The notion of rules and human rights is a chimera, and the likes of Hamas and Islamic Jihad know how to press the right buttons of Israel and the United States to reveal this.
The fall of the Soviet Union on Boxing Day of 1991 marked the actual termination of the Cold War. Although quite a few scholars would point to the collapse of the Berlin Wall as the start of the "end" of history.
Irrespective of the actual dates, the world, true to form, is actually not linear. It never has been.
No one expected World War I in 1914, with the assassination of Archduke Ferdinand I of the Austro-Hungarian Empire in Bosnia of all places. Yet when he was killed by a Serbian nationalist, Europe blew up, with the war lasting from 1914 to 1919.

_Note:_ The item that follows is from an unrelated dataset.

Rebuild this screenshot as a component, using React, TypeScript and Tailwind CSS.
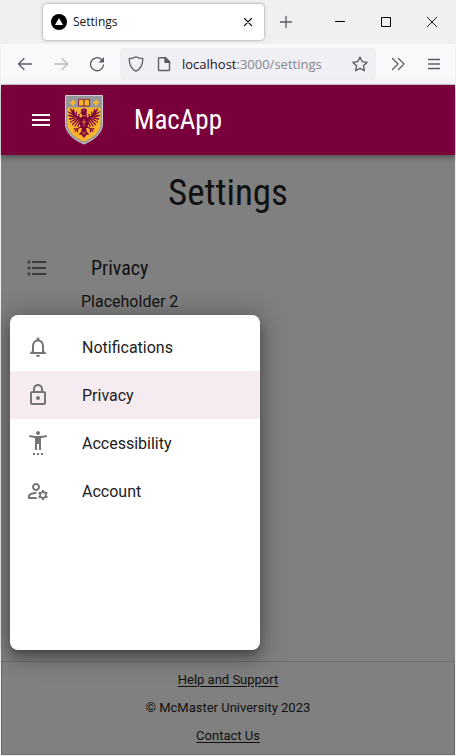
import React from "react";
import {
  MdFormatListBulleted,
  MdMenu,
  MdOutlineLock,
  MdOutlineManageAccounts,
  MdOutlineNotifications,
  MdSettingsAccessibility,
} from "react-icons/md";

const ui = "font-['Open_Sans','Noto_Sans',sans-serif]";
const condensed = "font-['Roboto_Condensed','Liberation_Sans_Narrow',Roboto,sans-serif]";

function Wing() {
  return (
    <g fill="none" stroke="#7a003c" strokeLinecap="round">
      <path d="M16.500 24C13 23.500 9.500 21 7.500 16.500" strokeWidth="2.600" />
      <g strokeWidth="1.300">
        <path d="M8 18L5.500 14M7.500 19.500L3.800 17M8.500 21.500L3.800 20.500M9.500 23L4.500 24M11 24L5.500 27M12.500 24.500L7.500 29.500M14 25L10 31M15.500 25L13 31.500" />
        <path d="M9 17.500L8.500 14.500M11 20L11.500 17M13.500 22L14 19.500" />
      </g>
    </g>
  );
}

function Crest() {
  return (
    <svg viewBox="0 0 38 50" className="h-[50px] w-[38px]" role="img" aria-label="University crest">
      <path d="M.5.5h37v28c0 10-9 16.500-18.500 20.500C9.500 45 .5 38.500.5 28.500z" fill="#95989b" stroke="#d3cdd3" />
      <path d="M2.500 12.500h33v16c0 8.500-8 14.500-16.500 18.200C10.500 43 2.500 37 2.500 28.500z" fill="#fdb52b" />
      <path d="M8 4l1.300 2.500L12 7.500 9.300 8.700 8 11.500 6.700 8.700 4 7.500l2.700-1zM31 4l1.300 2.500L35 7.500l-2.700 1.200L31 11.500l-1.300-2.800L27 7.500l2.700-1z" fill="#fdb52b" />
      <path d="M13.500 4.500q3-1 5.500.5 2.500-1.500 5.500-.5V11h-11z" fill="#fdb52b" stroke="#7a003c" strokeWidth=".8" />
      <path d="M19 5v6" stroke="#7a003c" />
      <Wing />
      <g transform="matrix(-1 0 0 1 38 0)">
        <Wing />
      </g>
      <g fill="#7a003c">
        <path d="M15.500 15.500l1.500-1.800 3-.2 2 1.200-.5 3.300.5 3-.5 3h-5l.5-4.500-2-1.500 2-1z" />
        <path d="M15 23.500h8l.5 5-1.500 4.500h-6L14.500 28.500z" />
        <path d="M17 33h4l1 4 2.500 2.500-3 .2L19 43l-2.500-3.300-3-.2L16 37z" />
      </g>
      <path
        d="M16 32l-4 2-3-.2M12 34l-2 2.500M12.500 34v3M22 32l4 2 3-.2M26 34l2 2.500M25.500 34v3"
        fill="none"
        stroke="#7a003c"
        strokeWidth="1.200"
        strokeLinecap="round"
      />
      <path
        d="M19 24v7.500M16.700 27h4.600M17 20.500q2 1.200 4 0M18 36.500v3M20 36.500v3"
        stroke="#fdb52b"
        strokeWidth=".7"
        fill="none"
      />
      <circle cx="18.500" cy="15.500" r=".6" fill="#fdb52b" />
    </svg>
  );
}

function Glyph({ d, className = "size-4", width = 1.3 }: { d: string; className?: string; width?: number }) {
  return (
    <svg
      viewBox="0 0 16 16"
      className={`${className} shrink-0`}
      fill="none"
      stroke="currentColor"
      strokeWidth={width}
      strokeLinecap="round"
      strokeLinejoin="round"
      aria-hidden="true"
    >
      <path d={d} />
    </svg>
  );
}

function TabStrip() {
  return (
    <div className={`flex h-11 items-center bg-[#f0f0f0] text-[#15141a] ${ui}`}>
      <div className="ml-[42px] flex h-9 w-[221px] items-center rounded bg-white pr-2 pl-2 shadow-[0_0_3px_rgba(0,0,0,0.45)]">
        <svg viewBox="0 0 16 16" className="size-4" aria-hidden="true">
          <circle cx="8" cy="8" r="8" fill="#000" />
          <path d="M8 4l4 7H4z" fill="#fff" />
        </svg>
        <span className="ml-1.5 flex-1 text-xs">Settings</span>
        <button aria-label="Close tab" className="grid size-4 place-items-center">
          <Glyph d="M4.500 4.500l7 7M11.500 4.500l-7 7" width={1.2} />
        </button>
      </div>
      <button aria-label="New tab" className="ml-[14px] text-[#5b5b66]">
        <Glyph d="M8 2.500v11M2.500 8h11" />
      </button>
      <div className="ml-auto flex text-black">
        <button aria-label="Minimize" className="grid h-11 w-[46px] place-items-center">
          <svg viewBox="0 0 10 10" className="size-[10px]"><path d="M0 4.500h10" stroke="currentColor" /></svg>
        </button>
        <button aria-label="Maximize" className="grid h-11 w-[46px] place-items-center">
          <svg viewBox="0 0 10 10" className="size-[10px]"><path d="M.5.5h9v9h-9z" fill="none" stroke="currentColor" /></svg>
        </button>
        <button aria-label="Close" className="grid h-11 w-[46px] place-items-center">
          <svg viewBox="0 0 10 10" className="size-[10px]"><path d="M0 0l10 10M10 0L0 10" stroke="currentColor" strokeWidth=".9" /></svg>
        </button>
      </div>
    </div>
  );
}

function Toolbar() {
  return (
    <div className={`flex h-[41px] items-center border-b border-[#cccccc] bg-[#f9f9fb] text-[#5b5b66] ${ui}`}>
      <button aria-label="Back" className="ml-4">
        <Glyph d="M14.500 8h-13M7 2.500L1.500 8 7 13.500" />
      </button>
      <button aria-label="Forward" className="ml-5 text-[#b9b9c0]">
        <Glyph d="M1.500 8h13M9 2.500L14.500 8 9 13.500" />
      </button>
      <button aria-label="Reload" className="ml-5">
        <svg viewBox="0 0 16 16" className="size-4" fill="none" stroke="currentColor" strokeWidth="1.300">
          <path d="M14.500 9A6.500 6.500 0 1 1 12.500 3.500" strokeLinecap="round" />
          <path d="M15 1v5.500H9.500z" fill="currentColor" stroke="none" />
        </svg>
      </button>
      <div className="ml-[15px] flex h-8 flex-1 items-center rounded bg-[#f0f0f4] px-2">
        <Glyph d="M8 .8c2 1.300 4.300 1.900 6.800 1.900 0 5.300-1.300 9.800-6.800 12.500C2.500 12.500 1.200 8 1.200 2.700 3.700 2.700 6 2.100 8 .8z" />
        <svg viewBox="0 0 16 16" className="ml-3 size-4" fill="none" stroke="currentColor" strokeWidth="1.400" strokeLinejoin="round">
          <path d="M3.500 1.700h6l4 4v7.800a1 1 0 0 1-1 1h-9a1 1 0 0 1-1-1V2.700a1 1 0 0 1 1-1z" />
          <path d="M9 1.500v4.700h4.700z" fill="currentColor" />
        </svg>
        <p className="ml-[10px] flex-1 pt-px text-[13px] text-[#85858c]">
          <span className="text-[#15141a]">localhost</span>:3000/settings
        </p>
        <button aria-label="Bookmark">
          <Glyph d="M8 1l2.200 4.600 5 .7-3.700 3.500.9 5L8 12.400l-4.400 2.400.9-5L.8 6.300l5-.7z" />
        </button>
      </div>
      <button aria-label="More tools" className="ml-[14px]">
        <Glyph d="M2.500 2.500L8 8l-5.500 5.500M8.500 2.500L14 8l-5.500 5.500" />
      </button>
      <button aria-label="Application menu" className="mr-[13px] ml-5">
        <Glyph d="M2.500 3.500h11M2.500 8h11M2.500 12.500h11" />
      </button>
    </div>
  );
}

const items = [
  { label: "Notifications", Icon: MdOutlineNotifications },
  { label: "Privacy", Icon: MdOutlineLock, selected: true },
  { label: "Accessibility", Icon: MdSettingsAccessibility },
  { label: "Account", Icon: MdOutlineManageAccounts },
];

export default function App() {
  return (
    <div className="flex min-h-screen flex-col border-x border-b border-[#f0f0f0] font-[Roboto,sans-serif]">
      <TabStrip />
      <Toolbar />
      <header className="z-10 flex h-[70px] items-center bg-[#7a003c] text-white shadow-[0_2px_4px_-1px_rgba(0,0,0,0.2),0_4px_5px_rgba(0,0,0,0.14),0_1px_10px_rgba(0,0,0,0.12)]">
        <button aria-label="Open menu" className="ml-7">
          <MdMenu className="size-6" />
        </button>
        <div className="ml-3">
          <Crest />
        </div>
        <span className={`ml-[31px] text-[27px] leading-8 ${condensed}`}>MacApp</span>
      </header>
      <main className="relative flex-1 bg-[#808080] text-[#111111]">
        <h1 className={`pt-4 text-center text-[37px] leading-[44px] ${condensed}`}>Settings</h1>
        <div className="mt-[35px] flex h-9 items-center pl-6">
          <button aria-label="Settings sections" className="text-[#3b3b3b]">
            <MdFormatListBulleted className="size-6" />
          </button>
          <h2 className={`ml-[42px] text-xl ${condensed}`}>Privacy</h2>
        </div>
        <p className="mt-1 pl-20 text-base leading-6">Placeholder 2</p>
        <ul
          role="menu"
          className="absolute top-40 left-[9px] h-[335px] w-[250px] rounded-lg bg-white py-2 text-[#212121] shadow-[0_5px_5px_-3px_rgba(0,0,0,0.2),0_8px_10px_1px_rgba(0,0,0,0.14),0_3px_24px_4px_rgba(0,0,0,0.3)]"
        >
          {items.map(({ label, Icon, selected }) => (
            <li key={label} role="none">
              <button
                role="menuitem"
                className={`flex h-12 w-full items-center gap-8 px-4 text-left text-base ${selected ? "bg-[#f5ebf0]" : "bg-transparent"}`}
              >
                <Icon className="size-6 text-[#757575]" />
                <span className="pt-0.5">{label}</span>
              </button>
            </li>
          ))}
        </ul>
      </main>
      <footer className="flex flex-col items-center gap-2 border border-[#6c6f6f] bg-[#808080] pt-2 pb-2 text-[13px] leading-5 text-[#111111]">
        <a href="#help" className="underline underline-offset-2">Help and Support</a>
        <p>© McMaster University 2023</p>
        <a href="#contact" className="underline underline-offset-2">Contact Us</a>
      </footer>
    </div>
  );
}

What came after was the Treaty of Versailles in Paris that took apart the Ottoman Empire in 1923 too. The fall of the caliphate led to the emergence of 57 Muslim member states spanning from Marrakech in Morocco to Manado in present-day Indonesia.
Despite being endowed with a rich store of fossil fuels, the Muslim world has not flourished with the wealth that came with it over the last century. If anything, in the years to come, oil and gas cannot be the commodities with which the Muslim world can stage a comeback to global preeminence.
The extreme climate crisis will not allow oil and gas alone to be the only energy drivers. Once again, the world cannot be plotted on a straight line or bound by a set of laws. There are always unintended consequences.
The Russian invasion of Ukraine on Feb. 24, 2022, for example, was an astounding example of how the world order could be upended almost instantly. Russia refused to play by the rules of the Group of Seven, (G7) having previously annexed Crimea in 2014, and the rules-based order was dealt yet another blow.